I hail from the country Rudolf The Red-Nosed Reindeer must have hailed from. Come November, and through into the following year, we experience deep, sometimes freezing fogs. We locals curse their arrival as our nearby neighbors enjoy clear skies. We valley-dwellers know the curse. We lose our horizon. We lose our stars. We cannot see to the end of our own block. We drive as if suspended within space and time, both more visible than useful. We hear of the Fog of War but know The Fog of Everything, for fog becomes our baseline experience through those darkening weeks. We have The Fog of Breakfast, The Fog of Lunch, The Fog of Supper, as well as The Fog of Midnight and The Fog of Noon. Veterans have spent at least one night in Seattle after their late-night flight was forced back due to limited landing visibility here. We could see clear down to the ground but not straight ahead. Fog messes with your head.

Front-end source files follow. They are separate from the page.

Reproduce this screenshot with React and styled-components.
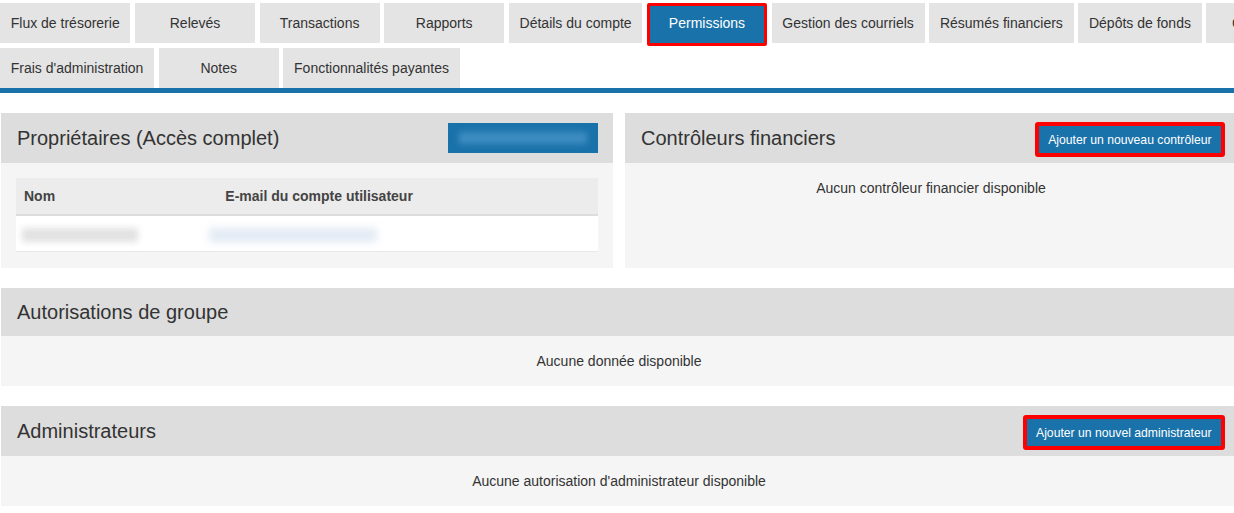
import React from 'react';
import styled, { createGlobalStyle } from 'styled-components';

const BLUE = '#1a72aa';

const GlobalStyle = createGlobalStyle`
  html, body {
    margin: 0;
    padding: 0;
    background: #fff;
    overflow: hidden;
  }
  body {
    font-family: "Liberation Sans", Arial, sans-serif;
    color: #333;
  }
`;

const Page = styled.div`
  padding-top: 3px;
  width: 1240px;
`;

const TabNav = styled.nav`
  display: flex;
  flex-wrap: wrap;
  align-items: flex-start;
  gap: 5px 4.6px;
  width: 1340px;
  border-bottom: 5px solid ${BLUE};
`;

const Tab = styled.div`
  box-sizing: border-box;
  min-width: 120px;
  height: ${props => (props.$active ? '43px' : '40px')};
  margin-bottom: ${props => (props.$active ? '-3px' : '0')};
  padding: ${props => (props.$active ? '0 8px 3px' : '0 10.75px')};
  display: flex;
  align-items: center;
  justify-content: center;
  font-size: 14px;
  white-space: nowrap;
  background: ${props => (props.$active ? BLUE : '#e4e4e4')};
  color: ${props => (props.$active ? '#fff' : '#333')};
  border: ${props => (props.$active ? '3px solid #f00' : 'none')};
  border-radius: ${props => (props.$active ? '2px' : '0')};
`;

const Content = styled.div`
  display: flex;
  flex-direction: column;
  gap: 20px;
  padding: 20px 0 0 1px;
  width: 1236px;
`;

const TopRow = styled.div`
  display: grid;
  grid-template-columns: 1fr 1fr;
  gap: 12px;
`;

const Panel = styled.section`
  display: flex;
  flex-direction: column;
  background: #f5f5f5;
`;

const PanelHeader = styled.header`
  box-sizing: border-box;
  height: ${props => props.$height || 50}px;
  display: flex;
  align-items: center;
  justify-content: space-between;
  padding: 0 12px 0 16px;
  background: #dddddd;
`;

const PanelTitle = styled.h2`
  margin: 0;
  font-size: 20px;
  font-weight: normal;
  color: #333;
`;

const Highlight = styled.div`
  display: flex;
  border: 4px solid #f00;
  border-radius: 3px;
  margin-top: 3px;
`;

const Button = styled.button`
  height: 27px;
  padding: 0 9.5px;
  border: none;
  background: ${BLUE};
  color: #fff;
  font-family: "Liberation Sans", Arial, sans-serif;
  font-size: 12.2px;
  cursor: pointer;
`;

const RedactedButton = styled.div`
  width: 150px;
  height: 30px;
  margin-right: 3px;
  display: flex;
  align-items: center;
  justify-content: center;
  background: ${BLUE};
`;

const Blur = styled.span`
  display: inline-block;
  width: ${props => props.$w}px;
  height: ${props => props.$h || 14}px;
  background: ${props => props.$color};
  filter: blur(${props => props.$blur || 3}px);
  vertical-align: middle;
`;

const TableBody = styled.div`
  padding: 15px 15px 16px;
`;

const Table = styled.table`
  width: 100%;
  border-collapse: collapse;
  font-size: 14px;
`;

const Th = styled.th`
  height: 36px;
  padding: 0 8px;
  text-align: left;
  font-weight: bold;
  color: #444;
  background: #ececec;
  border-bottom: 2px solid #dddddd;
  width: ${props => props.$width || 'auto'};
`;

const Td = styled.td`
  height: 35px;
  padding: 0 8px;
  background: #fff;
  border-bottom: 1px solid #e9e9e9;
`;

const EmptyText = styled.p`
  margin: 0;
  padding: 16px;
  font-size: 14px;
  line-height: 18px;
  text-align: center;
  color: #333;
`;

const tabs = [
  'Flux de trésorerie',
  'Relevés',
  'Transactions',
  'Rapports',
  'Détails du compte',
  'Permissions',
  'Gestion des courriels',
  'Résumés financiers',
  'Dépôts de fonds',
  'Conformité',
  "Frais d'administration",
  'Notes',
  'Fonctionnalités payantes',
];

export default function App() {
  return (
    <Page>
      <GlobalStyle />
      <TabNav>
        {tabs.map(label => (
          <Tab key={label} $active={label === 'Permissions'}>{label}</Tab>
        ))}
      </TabNav>

      <Content>
        <TopRow>
          <Panel>
            <PanelHeader>
              <PanelTitle>Propriétaires (Accès complet)</PanelTitle>
              <RedactedButton>
                <Blur $w={128} $h={12} $color="#3d8dc2" />
              </RedactedButton>
            </PanelHeader>
            <TableBody>
              <Table>
                <thead>
                  <tr>
                    <Th $width="34.6%">Nom</Th>
                    <Th>E-mail du compte utilisateur</Th>
                  </tr>
                </thead>
                <tbody>
                  <tr>
                    <Td>
                      <Blur $w={116} $color="#e2e2e2" style={{ marginLeft: -2 }} />
                    </Td>
                    <Td>
                      <Blur $w={168} $color="#e1eaf4" $blur={4} style={{ marginLeft: -16 }} />
                    </Td>
                  </tr>
                </tbody>
              </Table>
            </TableBody>
          </Panel>

          <Panel>
            <PanelHeader>
              <PanelTitle>Contrôleurs financiers</PanelTitle>
              <Highlight>
                <Button>Ajouter un nouveau contrôleur</Button>
              </Highlight>
            </PanelHeader>
            <EmptyText>Aucun contrôleur financier disponible</EmptyText>
          </Panel>
        </TopRow>

        <Panel>
          <PanelHeader $height={48}>
            <PanelTitle>Autorisations de groupe</PanelTitle>
          </PanelHeader>
          <EmptyText>Aucune donnée disponible</EmptyText>
        </Panel>

        <Panel>
          <PanelHeader>
            <PanelTitle>Administrateurs</PanelTitle>
            <Highlight>
              <Button>Ajouter un nouvel administrateur</Button>
            </Highlight>
          </PanelHeader>
          <EmptyText>Aucune autorisation d'administrateur disponible</EmptyText>
        </Panel>
      </Content>
    </Page>
  );
}
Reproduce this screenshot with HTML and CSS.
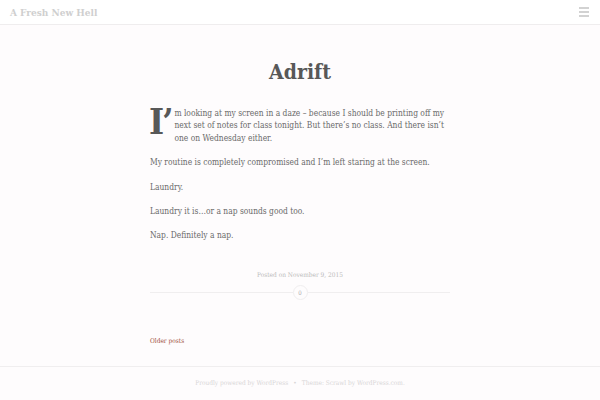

I'm trying a fresh attitude toward our hazy resident this season.
I've decided to consider it a benefit rather than a curse. I felt immersed in a warm cocoon when The Muse and I drove around yesterday morning. I had turned the heat up high and could see well enough in every direction except up into the sky. We seemed to float on our errend, suspended out of time and out of concern. We were all alone, warm, and almost invisible. For all I know, we might have been immutable then, eternal for that instant, frozen as if in amber, safe, protected. The padding took the edge off of everything. Without sharp corners, the world seemed as if it had been inflated, just so many balloons, pillows, and sails. I spotted spots of rime forming on branches and grasses; the evidence fog leaves behind as it passes.

I see myself immersed in fogs. The Fog of my Intelligence and The Fog of my Ignorance, each fog a reminder of the presence of whatever I've missed. The mist insists that I've missed something, that something essential must be missing from my impression. The fog helps keep me humble and seeking, peeking around my certainties, hoping for insights. I recognize that I thrive on my misconceptions and understand all of precisely nothing. I live on rumors and hints, and yet those seem entirely adequate. What hubris to insist that I might understand. The fog reminds me that mystery rules here, that precision might well be a fantasy, and that cause and effect might both be best considered impressionistic characteristics. I nonetheless draw conclusions.

I sometimes tire of not being able to find my horizon. I grow weary of dreary noontimes. I can drive short miles to get my head above the inverted clouds. There, the horizon seems to stretch further than there. Even the odd-angled late-year sun seems as bright as August after my immersion in the fog. However long I visit that vista, I recognize that I must and will return to the valley floor again, where The Fog of Everything rules. The cold damp will chase me inside, where I'll construct a roaring fire fierce enough to warm me through. I curl up with a book, and when I look outside, I see only a reflection of me peering back in at me. I turn self-referential and satisfied, wholly contained for hibernation. I pity those who never experience snow, but I pity more those who somehow manage to sidestep the Fogging experience. It comes to remind us what we cannot see and probably never really needed to see for ourselves.